= Nigel Irens =

British yacht designer

Nigel Irens RDI is a yacht designer. He is the designer of the Adventure which is a 35m trimaran motor yacht which completed a circumnavigation in 1998. He also designed the B&Q/Castorama which is a 23 m sailing trimaran used by Ellen MacArthur to break the world record for solo circumnavigation in 2005.

In addition to performance yachts, his design portfolio includes cruising designs such as Roxane, and other sailing designs of traditional appearance such as the Westernman cutters. He also designed the launch Rangeboat which is a 12m power craft of traditional appearance.

Irens' designs are recognized for their simplicity, efficiency, and, essential elegance. They synthesise traditional forms with modern materials and methods of construction, with Carbon fibre masts, laminated frames, and epoxied strip wood strongly in evidence.

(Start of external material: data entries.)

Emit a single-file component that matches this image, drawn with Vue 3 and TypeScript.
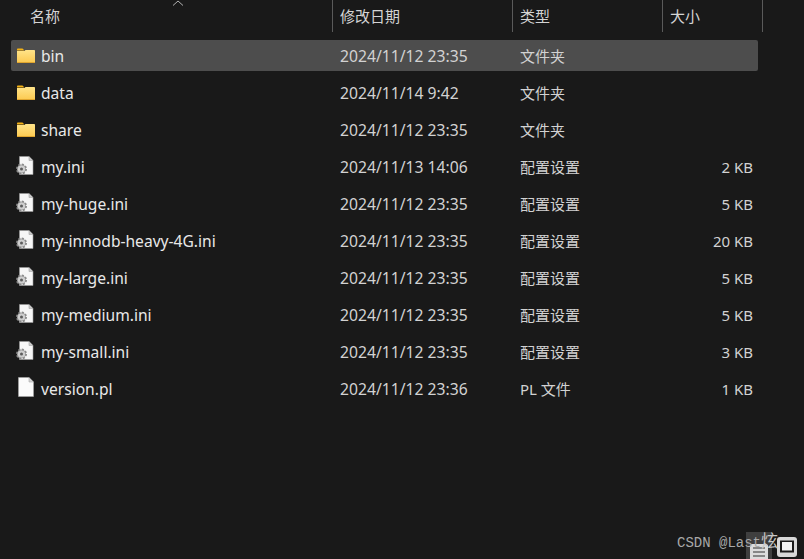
<script setup lang="ts">
interface Item {
  name: string
  date: string
  type: string
  size: string
  kind: 'folder' | 'config' | 'file'
  selected?: boolean
}

const items: Item[] = [
  { name: 'bin', date: '2024/11/12 23:35', type: '文件夹', size: '', kind: 'folder', selected: true },
  { name: 'data', date: '2024/11/14 9:42', type: '文件夹', size: '', kind: 'folder' },
  { name: 'share', date: '2024/11/12 23:35', type: '文件夹', size: '', kind: 'folder' },
  { name: 'my.ini', date: '2024/11/13 14:06', type: '配置设置', size: '2 KB', kind: 'config' },
  { name: 'my-huge.ini', date: '2024/11/12 23:35', type: '配置设置', size: '5 KB', kind: 'config' },
  { name: 'my-innodb-heavy-4G.ini', date: '2024/11/12 23:35', type: '配置设置', size: '20 KB', kind: 'config' },
  { name: 'my-large.ini', date: '2024/11/12 23:35', type: '配置设置', size: '5 KB', kind: 'config' },
  { name: 'my-medium.ini', date: '2024/11/12 23:35', type: '配置设置', size: '5 KB', kind: 'config' },
  { name: 'my-small.ini', date: '2024/11/12 23:35', type: '配置设置', size: '3 KB', kind: 'config' },
  { name: 'version.pl', date: '2024/11/12 23:36', type: 'PL 文件', size: '1 KB', kind: 'file' },
]
</script>

<template>
  <div class="page">
    <div class="header">
      <div class="hcol c-name">名称
        <svg class="sort" width="12" height="6" viewBox="0 0 12 6"><path d="M1 5.500 6 1l5 4.500" fill="none" stroke="#b0b0b0" stroke-width="1"/></svg>
      </div>
      <div class="hcol c-date">修改日期</div>
      <div class="hcol c-type">类型</div>
      <div class="hcol c-size">大小</div>
    </div>
    <div class="rows">
      <div v-for="it in items" :key="it.name" class="row" :class="{ selected: it.selected }">
        <div class="cell name">
          <svg v-if="it.kind === 'folder'" class="icon" width="20" height="20" viewBox="0 0 20 20">
            <defs>
              <linearGradient id="fold" x1="0" y1="0" x2="0" y2="1">
                <stop offset="0" stop-color="#ffe48a"/>
                <stop offset="1" stop-color="#fcc94f"/>
              </linearGradient>
            </defs>
            <path d="M1 3.500C1 3 1.400 2.500 2 2.500h4.500L8.500 4.500H1Z" fill="#f5b316"/>
            <path d="M1 5h7.500L9.500 4H18c.6 0 1 .4 1 1v11c0 .6-.4 1-1 1H2c-.6 0-1-.4-1-1Z" fill="url(#fold)"/>
            <path d="M1 16h18c0 .6-.4 1-1 1H2c-.6 0-1-.4-1-1Z" fill="#e0a52e"/>
          </svg>
          <svg v-else-if="it.kind === 'config'" class="icon" width="20" height="20" viewBox="0 0 20 20">
            <path d="M3.500-.5H13l4 4v14H3.500Z" fill="#f6f6f6" stroke="#9a9a9a" stroke-width=".6"/>
            <path d="M13-.5v4h4" fill="#c9c9c9" stroke="#a5a5a5" stroke-width=".6"/>
            <circle cx="5.500" cy="12" r="4.500" fill="#a8a8a8" stroke="#8c8c8c" stroke-width="2" stroke-dasharray="2 1.500"/>
            <circle cx="5.500" cy="12" r="3.600" fill="#cfcfcf"/>
            <circle cx="5.500" cy="12" r="1.500" fill="#5c5c5c"/>
          </svg>
          <svg v-else class="icon" width="20" height="20" viewBox="0 0 20 20">
            <path d="M2.500-1.500H13l4.500 4.500v14.500h-15Z" fill="#fbfbfb" stroke="#a8a8a8" stroke-width=".6"/>
            <path d="M13-1.500V3h4.500" fill="#d4d4d4" stroke="#a8a8a8" stroke-width=".6"/>
          </svg>
          <span class="label">{{ it.name }}</span>
        </div>
        <div class="cell date">{{ it.date }}</div>
        <div class="cell type">{{ it.type }}</div>
        <div class="cell size">{{ it.size }}</div>
      </div>
    </div>

    <div class="tool tool-list">
      <svg width="26" height="27" viewBox="0 0 26 27">
        <path d="M4 27V14c0-1 .6-2 2-2h14c1.400 0 2 1 2 2v13Z" fill="#dcdcdc"/>
        <path d="M7 16h12M7 20h12M7 24h12" stroke="#333" stroke-width="1.200"/>
      </svg>
    </div>
    <div class="tool tool-win">
      <svg width="20" height="20" viewBox="0 0 20 20">
        <rect width="20" height="20" rx="3" fill="#d8d8d8"/>
        <rect x="3" y="3.500" width="14" height="12" fill="#1a1a1a"/>
        <rect x="5" y="5" width="10" height="8.500" fill="#f2f2f2"/>
      </svg>
    </div>
    <div class="watermark">CSDN @Last<span class="wm-cjk">炫</span></div>
  </div>
</template>

<style scoped>
.page {
  position: relative;
  width: 804px;
  height: 559px;
  overflow: hidden;
  background: #191919;
  color: #e6e6e6;
  font-family: "Noto Sans", "Noto Sans CJK SC", sans-serif;
  font-size: 15.6px;
}
.header {
  display: flex;
  height: 32px;
  margin-bottom: 8px;
}
.hcol {
  position: relative;
  box-sizing: border-box;
  padding-left: 7px;
  line-height: 32px;
  border-right: 1px solid #5a5a5a;
  color: #d4d4d4;
  font-size: 15px;
}
.c-name { width: 333px; padding-left: 30px; }
.c-date { width: 180px; }
.c-type { width: 150px; }
.c-size { width: 100px; }
.sort { position: absolute; left: 172px; top: 0; }
.rows {
  display: flex;
  flex-direction: column;
  gap: 6px;
  width: 747px;
  margin-left: 11px;
}
.row {
  display: flex;
  align-items: flex-start;
  height: 31px;
  border-radius: 2px;
}
.row.selected { background: #4d4d4d; }
.cell { line-height: 33px; white-space: nowrap; }
.name {
  display: flex;
  align-items: center;
  width: 329px;
  padding-left: 5px;
  box-sizing: border-box;
}
.icon { flex: none; margin: -2px 5px 0 0; overflow: visible; }
.label { color: #e8e8e8; }
.date { width: 180px; color: #d2d2d2; font-size: 15.7px; }
.type { width: 150px; color: #d2d2d2; font-size: 15px; }
.size { width: 83px; text-align: right; color: #d2d2d2; font-size: 15px; }
.watermark {
  position: absolute;
  left: 677px;
  top: 533px;
  color: #a8a8a8;
  font-family: "Liberation Mono", "Noto Sans CJK SC", monospace;
  font-size: 14px;
  line-height: 20px;
  white-space: nowrap;
}
.wm-cjk { font-size: 17px; color: #c8c8c8; }
.tool { position: absolute; line-height: 0; }
.tool-list { left: 746px; top: 532px; width: 26px; height: 27px; background: rgba(120,120,120,.4); }
.tool-win { left: 777px; top: 537px; }
</style>
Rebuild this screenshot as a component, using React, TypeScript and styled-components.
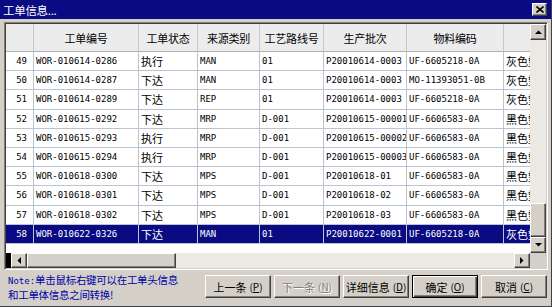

The late Ed Burnett worked for Irens at the start of his career as a yacht designer. They collaborated on projects and worked together on designs such as Zinnia, a 30ft gaff cutter, Kilrush Nomad II, a 43ft gaff cutter, the Westernman cutters and the King Alfred dinghy to be built by King Alfred School in London. By 2012, the school had built three, and used them to introduce students to dinghy cruising.